Directive: From the entries that follow, pick out all lines holding "styles".

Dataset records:
* * * * * * *

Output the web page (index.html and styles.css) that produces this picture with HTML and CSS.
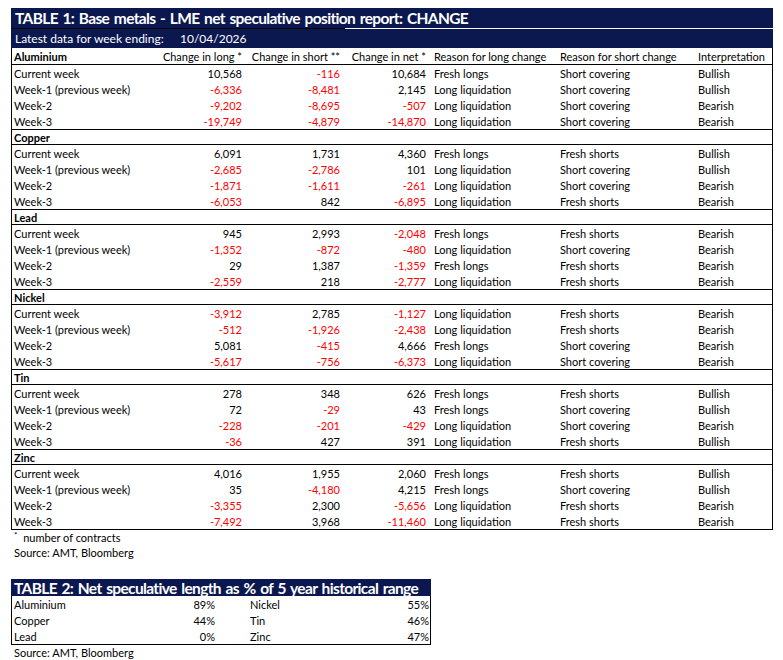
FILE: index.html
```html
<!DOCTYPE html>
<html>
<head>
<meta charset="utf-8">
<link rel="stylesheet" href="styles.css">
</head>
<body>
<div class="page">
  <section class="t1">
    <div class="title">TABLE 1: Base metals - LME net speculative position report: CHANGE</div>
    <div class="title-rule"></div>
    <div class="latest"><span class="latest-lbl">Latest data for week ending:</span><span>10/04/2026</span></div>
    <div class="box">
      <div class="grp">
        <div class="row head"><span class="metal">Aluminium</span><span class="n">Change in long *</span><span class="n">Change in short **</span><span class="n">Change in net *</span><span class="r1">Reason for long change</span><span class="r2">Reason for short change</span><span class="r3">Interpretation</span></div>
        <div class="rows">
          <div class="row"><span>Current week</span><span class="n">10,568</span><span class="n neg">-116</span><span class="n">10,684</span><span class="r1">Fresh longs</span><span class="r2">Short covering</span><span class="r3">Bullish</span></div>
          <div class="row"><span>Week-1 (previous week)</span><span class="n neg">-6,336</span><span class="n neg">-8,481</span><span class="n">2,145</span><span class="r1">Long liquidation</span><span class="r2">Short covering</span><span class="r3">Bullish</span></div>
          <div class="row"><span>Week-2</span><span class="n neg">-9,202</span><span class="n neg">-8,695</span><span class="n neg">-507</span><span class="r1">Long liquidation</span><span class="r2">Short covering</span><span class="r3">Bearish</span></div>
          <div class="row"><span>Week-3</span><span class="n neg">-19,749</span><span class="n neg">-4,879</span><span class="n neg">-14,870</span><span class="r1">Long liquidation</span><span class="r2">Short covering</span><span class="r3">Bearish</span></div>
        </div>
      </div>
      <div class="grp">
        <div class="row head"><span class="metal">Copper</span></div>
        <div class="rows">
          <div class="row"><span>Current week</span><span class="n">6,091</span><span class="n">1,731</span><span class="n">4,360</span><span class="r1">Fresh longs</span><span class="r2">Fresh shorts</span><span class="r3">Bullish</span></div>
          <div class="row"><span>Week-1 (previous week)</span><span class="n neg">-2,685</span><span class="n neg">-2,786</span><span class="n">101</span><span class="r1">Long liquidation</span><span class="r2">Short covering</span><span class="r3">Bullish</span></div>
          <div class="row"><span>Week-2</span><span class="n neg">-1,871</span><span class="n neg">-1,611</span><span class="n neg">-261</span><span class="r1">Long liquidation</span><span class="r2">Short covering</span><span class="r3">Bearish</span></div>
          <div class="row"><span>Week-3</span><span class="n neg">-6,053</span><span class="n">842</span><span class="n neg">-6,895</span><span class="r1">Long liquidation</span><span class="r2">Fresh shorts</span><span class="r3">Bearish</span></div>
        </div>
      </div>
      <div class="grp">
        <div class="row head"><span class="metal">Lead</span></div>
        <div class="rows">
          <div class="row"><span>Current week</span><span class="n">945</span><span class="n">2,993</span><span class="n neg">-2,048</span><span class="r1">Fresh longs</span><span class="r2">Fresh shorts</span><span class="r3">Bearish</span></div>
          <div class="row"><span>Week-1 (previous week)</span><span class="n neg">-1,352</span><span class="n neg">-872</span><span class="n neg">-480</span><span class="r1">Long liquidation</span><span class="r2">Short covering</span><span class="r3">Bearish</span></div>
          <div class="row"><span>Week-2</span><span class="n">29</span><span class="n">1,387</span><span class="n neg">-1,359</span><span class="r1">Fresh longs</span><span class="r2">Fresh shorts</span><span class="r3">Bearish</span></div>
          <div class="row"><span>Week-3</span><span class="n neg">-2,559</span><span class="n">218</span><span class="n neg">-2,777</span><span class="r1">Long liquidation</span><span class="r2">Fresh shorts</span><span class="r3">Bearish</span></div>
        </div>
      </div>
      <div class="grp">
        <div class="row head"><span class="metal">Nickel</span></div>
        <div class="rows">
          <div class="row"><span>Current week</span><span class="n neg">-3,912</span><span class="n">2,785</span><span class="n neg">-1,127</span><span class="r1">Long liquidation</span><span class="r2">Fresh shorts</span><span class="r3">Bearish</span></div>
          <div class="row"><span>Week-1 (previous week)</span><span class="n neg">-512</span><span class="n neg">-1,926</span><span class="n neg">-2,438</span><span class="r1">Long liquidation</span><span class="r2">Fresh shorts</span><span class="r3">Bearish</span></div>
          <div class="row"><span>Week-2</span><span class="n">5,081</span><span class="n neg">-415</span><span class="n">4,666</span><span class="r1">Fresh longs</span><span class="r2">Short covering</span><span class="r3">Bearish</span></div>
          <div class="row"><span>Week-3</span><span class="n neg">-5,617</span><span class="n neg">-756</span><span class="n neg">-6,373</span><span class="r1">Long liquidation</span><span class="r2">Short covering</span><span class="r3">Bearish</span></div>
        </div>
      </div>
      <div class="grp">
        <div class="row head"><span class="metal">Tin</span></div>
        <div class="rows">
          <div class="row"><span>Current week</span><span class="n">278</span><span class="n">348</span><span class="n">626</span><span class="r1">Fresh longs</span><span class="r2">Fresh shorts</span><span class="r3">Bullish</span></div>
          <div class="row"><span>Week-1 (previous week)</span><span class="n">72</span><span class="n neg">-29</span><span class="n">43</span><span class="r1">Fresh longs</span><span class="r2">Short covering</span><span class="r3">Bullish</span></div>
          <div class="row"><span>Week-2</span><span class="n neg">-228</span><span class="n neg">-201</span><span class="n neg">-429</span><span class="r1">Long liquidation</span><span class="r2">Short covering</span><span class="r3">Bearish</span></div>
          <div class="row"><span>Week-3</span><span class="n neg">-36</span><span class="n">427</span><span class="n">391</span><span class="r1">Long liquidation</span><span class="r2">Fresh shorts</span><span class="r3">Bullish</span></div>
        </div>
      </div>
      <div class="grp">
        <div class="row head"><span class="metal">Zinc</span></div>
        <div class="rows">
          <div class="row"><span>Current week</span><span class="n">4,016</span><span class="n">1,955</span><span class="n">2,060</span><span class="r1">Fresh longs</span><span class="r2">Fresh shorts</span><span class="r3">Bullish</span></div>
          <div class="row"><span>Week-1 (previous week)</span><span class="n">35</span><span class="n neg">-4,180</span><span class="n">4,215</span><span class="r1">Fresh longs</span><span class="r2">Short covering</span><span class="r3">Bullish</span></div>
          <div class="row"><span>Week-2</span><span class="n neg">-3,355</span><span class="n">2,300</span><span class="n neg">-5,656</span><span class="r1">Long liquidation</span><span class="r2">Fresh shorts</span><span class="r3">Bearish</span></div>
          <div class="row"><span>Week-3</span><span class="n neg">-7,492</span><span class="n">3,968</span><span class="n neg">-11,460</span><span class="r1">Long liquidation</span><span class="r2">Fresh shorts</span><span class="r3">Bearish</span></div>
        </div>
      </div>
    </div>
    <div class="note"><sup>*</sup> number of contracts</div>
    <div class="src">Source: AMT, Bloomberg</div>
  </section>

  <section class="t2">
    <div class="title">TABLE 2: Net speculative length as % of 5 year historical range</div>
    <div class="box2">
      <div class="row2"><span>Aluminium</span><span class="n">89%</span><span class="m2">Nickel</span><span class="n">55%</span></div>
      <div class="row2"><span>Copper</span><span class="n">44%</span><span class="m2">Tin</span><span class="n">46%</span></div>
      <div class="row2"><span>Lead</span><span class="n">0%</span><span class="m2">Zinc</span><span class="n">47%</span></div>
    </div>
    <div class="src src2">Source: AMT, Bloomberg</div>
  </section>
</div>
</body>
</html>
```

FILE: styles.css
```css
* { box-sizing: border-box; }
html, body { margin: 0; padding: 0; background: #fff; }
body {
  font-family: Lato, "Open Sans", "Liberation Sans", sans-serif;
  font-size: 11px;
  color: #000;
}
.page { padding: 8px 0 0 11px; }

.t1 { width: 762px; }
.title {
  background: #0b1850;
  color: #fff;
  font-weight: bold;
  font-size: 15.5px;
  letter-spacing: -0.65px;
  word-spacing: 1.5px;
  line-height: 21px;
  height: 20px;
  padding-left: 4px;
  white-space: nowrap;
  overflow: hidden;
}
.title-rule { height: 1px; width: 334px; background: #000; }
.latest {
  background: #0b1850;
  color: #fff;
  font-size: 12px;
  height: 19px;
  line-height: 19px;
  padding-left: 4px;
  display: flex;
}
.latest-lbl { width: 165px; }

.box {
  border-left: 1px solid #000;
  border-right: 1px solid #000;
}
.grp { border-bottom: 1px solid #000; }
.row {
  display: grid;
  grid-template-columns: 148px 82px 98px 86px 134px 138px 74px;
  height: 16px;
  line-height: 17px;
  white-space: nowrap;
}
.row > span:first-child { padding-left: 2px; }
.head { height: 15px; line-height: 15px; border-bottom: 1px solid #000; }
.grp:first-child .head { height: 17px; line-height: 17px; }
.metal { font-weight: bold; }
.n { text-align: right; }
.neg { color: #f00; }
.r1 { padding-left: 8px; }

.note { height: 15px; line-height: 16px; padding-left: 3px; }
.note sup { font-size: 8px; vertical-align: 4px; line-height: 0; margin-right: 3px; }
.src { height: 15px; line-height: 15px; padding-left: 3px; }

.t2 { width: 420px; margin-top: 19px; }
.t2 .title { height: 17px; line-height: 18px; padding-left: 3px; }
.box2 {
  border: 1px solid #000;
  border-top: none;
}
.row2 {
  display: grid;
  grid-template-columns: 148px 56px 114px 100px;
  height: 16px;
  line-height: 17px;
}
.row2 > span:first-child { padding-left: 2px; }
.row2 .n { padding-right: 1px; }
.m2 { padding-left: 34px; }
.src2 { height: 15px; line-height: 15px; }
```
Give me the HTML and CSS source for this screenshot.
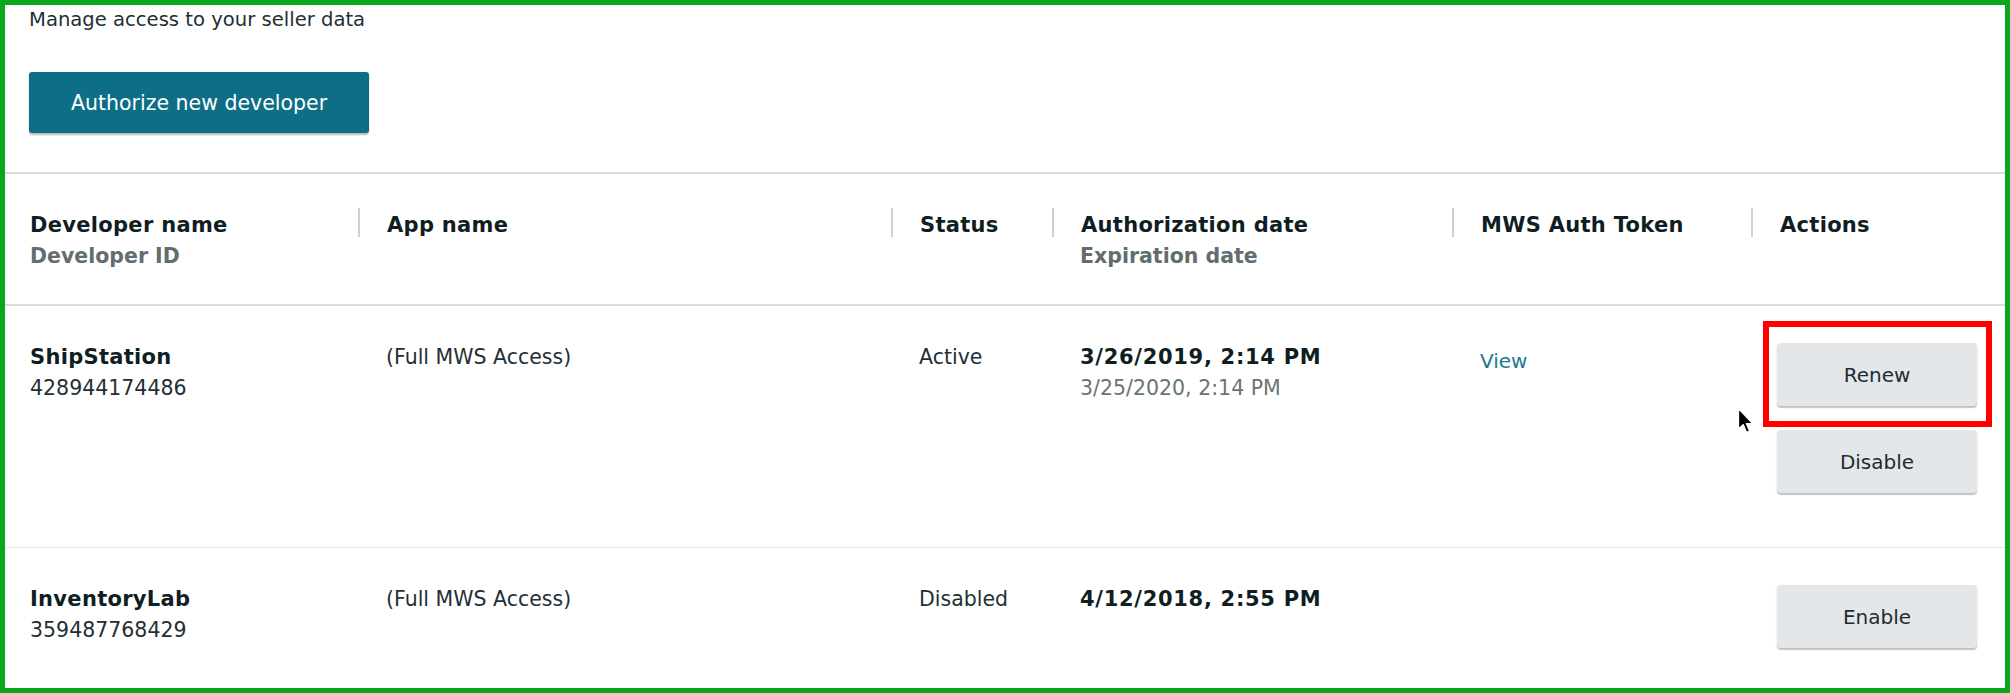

* * * * * * *

Exercise result:
Output the web page (index.html and styles.css) that produces this picture with HTML and CSS.
<link rel="stylesheet" href="styles.css">
FILE: styles.css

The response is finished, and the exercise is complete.